Suzanne finally got a diagnosis from pulmonologist Gregory Kane, MD, Interim Chair of the Department of Medicine at Thomas Jefferson University and Hospitals. During her first appointment with Dr. Kane, he asked her numerous questions including where did she grow up and where had she lived.
Her answers to those questions were the key. Dr. Kane told her he suspected he knew the cause of her cough. The crucial clue for Dr. Kane came when Suzanne told him she was born and raised in Northern Kentucky and raised her children in Ohio.
He sent her for a CT scan of her lungs.
The scan revealed a calcified granuloma in the lower lobe of her left lung. These non-life-threatening calcifications are often the result of old, healed infections.
In Suzanne’s case, Dr. Kane suspected the cause was histoplasmosis, a fungal infection that primarily affects the lungs. Histoplasmosis is endemic to certain areas of the Midwest and results from a fungus that grows in the moist soil of the Ohio River Valley and the upper Midwest.
“It’s a unique ailment that patients can have for a very long time with no symptoms, but when it flares up, it can cause a cough similar to Suzanne’s,” says Dr. Kane. “What made Suzanne’s case even more challenging was that the largest granuloma measured more than one centimeter in diameter and had eroded into the bronchial tube serving the lower lobe of her left lung.”
Suzanne had heard of histoplasmosis, since she was from the region of the country where this infection occurs.
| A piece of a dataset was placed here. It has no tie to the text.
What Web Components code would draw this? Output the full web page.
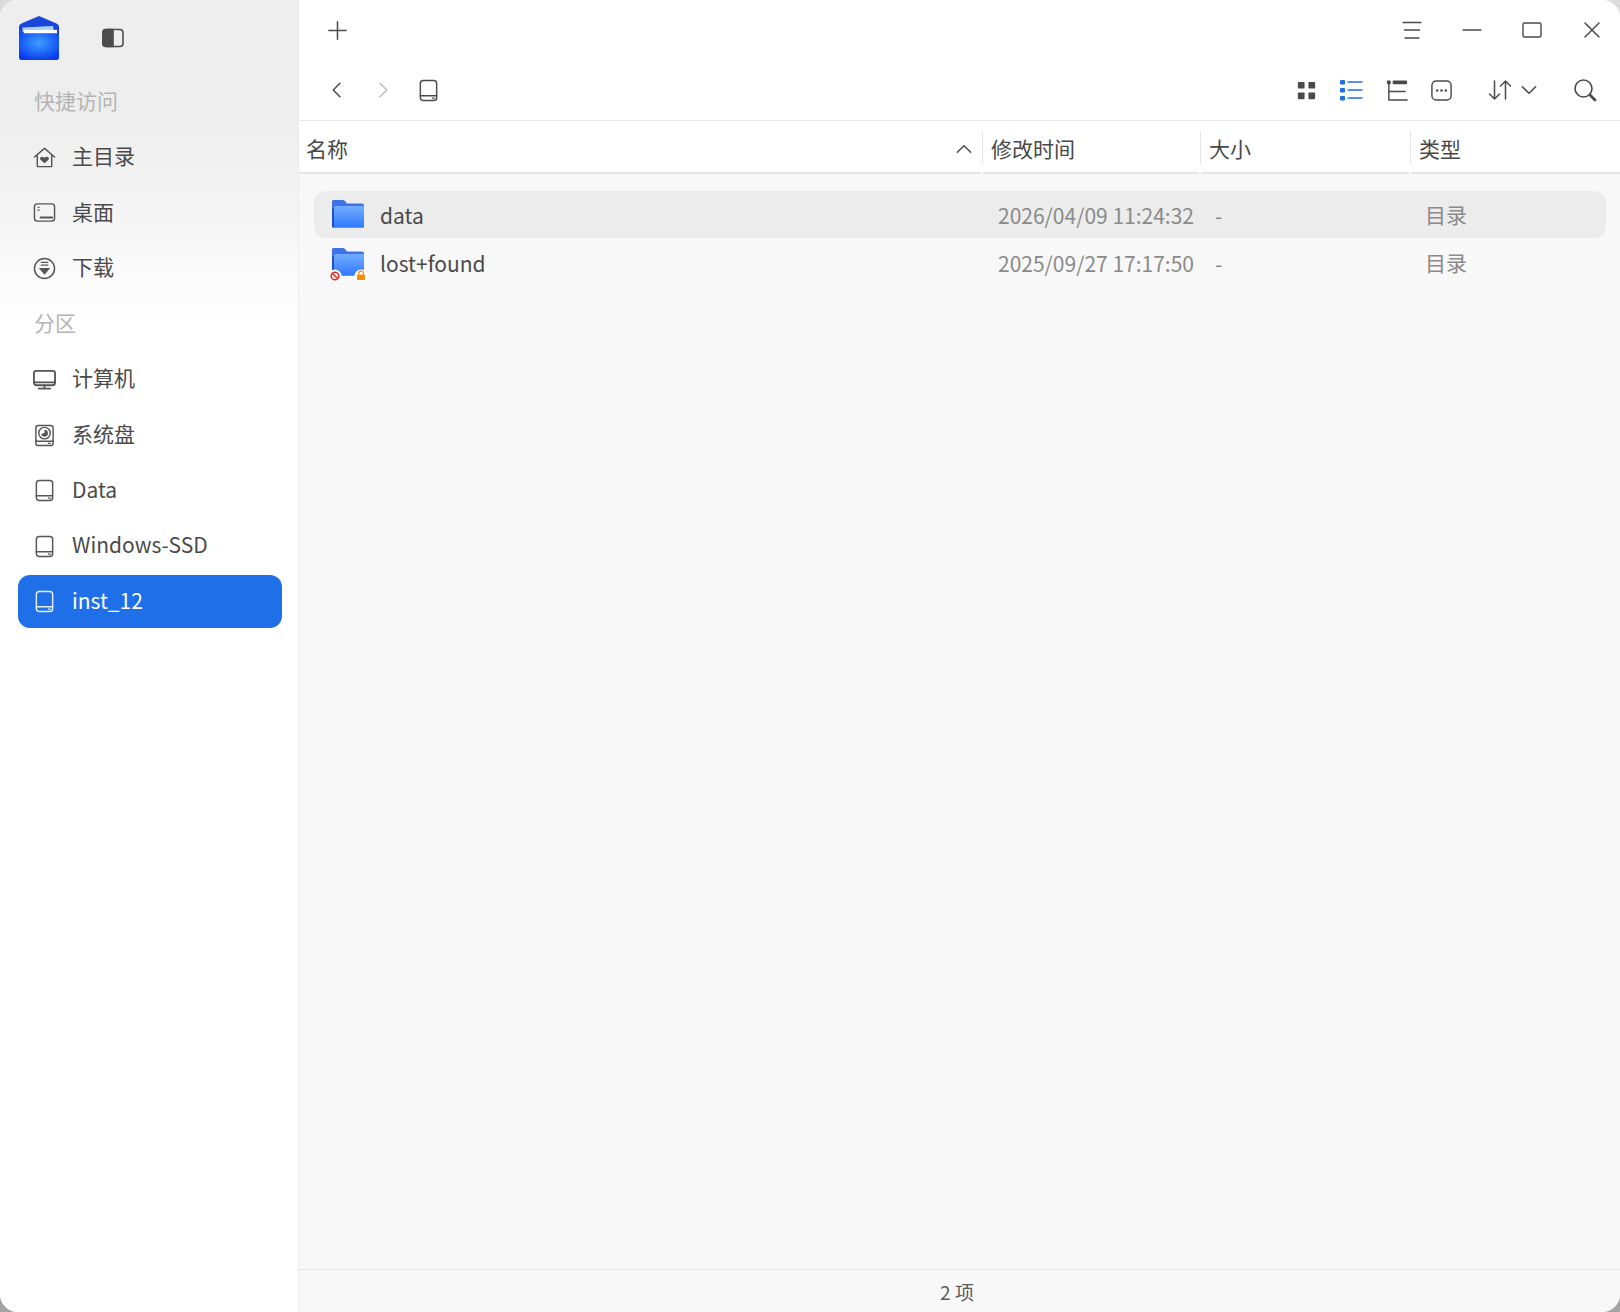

Still she says, “It came as a shock.”
She would need surgery, a lobectomy, to remove the lower lobe of her left lung.
Pre-admission testing for surgery, however, found that her calcium levels were elevated to dangerous levels and she would need to have one of her parathyroid glands removed before her undergoing the lobectomy.
“The four parathyroid glands sit in the neck behind the thyroid,” explains Dr. Pribitkin. “Their only purpose is to regulate the calcium levels in the body within a very narrow range. In Suzanne’s case, one of these glands was enlarged and maintaining her blood calcium at levels far higher than her body needed.”
Drs. Kane and Pribitkin consulted with endocrinologist and co-director of the Jefferson Thyroid and Parathyroid Center, Jeffrey Miller, MD, FACP, who confirmed the parathyroid condition was not connected to the lung.
“Thankfully, the timing was nothing more than coincidence,” says Dr. Kane.
“The cough was gone immediately,” reports Suzanne. After suffering for a little over a year, it had finally been resolved.
She and her husband were thrilled with the care at Jefferson. “
We are so grateful to have found Dr. Kane and his team.”
The surgery was a success and after a brief recovery in the hospital, Suzanne was resting at home and is now back to enjoying her retirement years.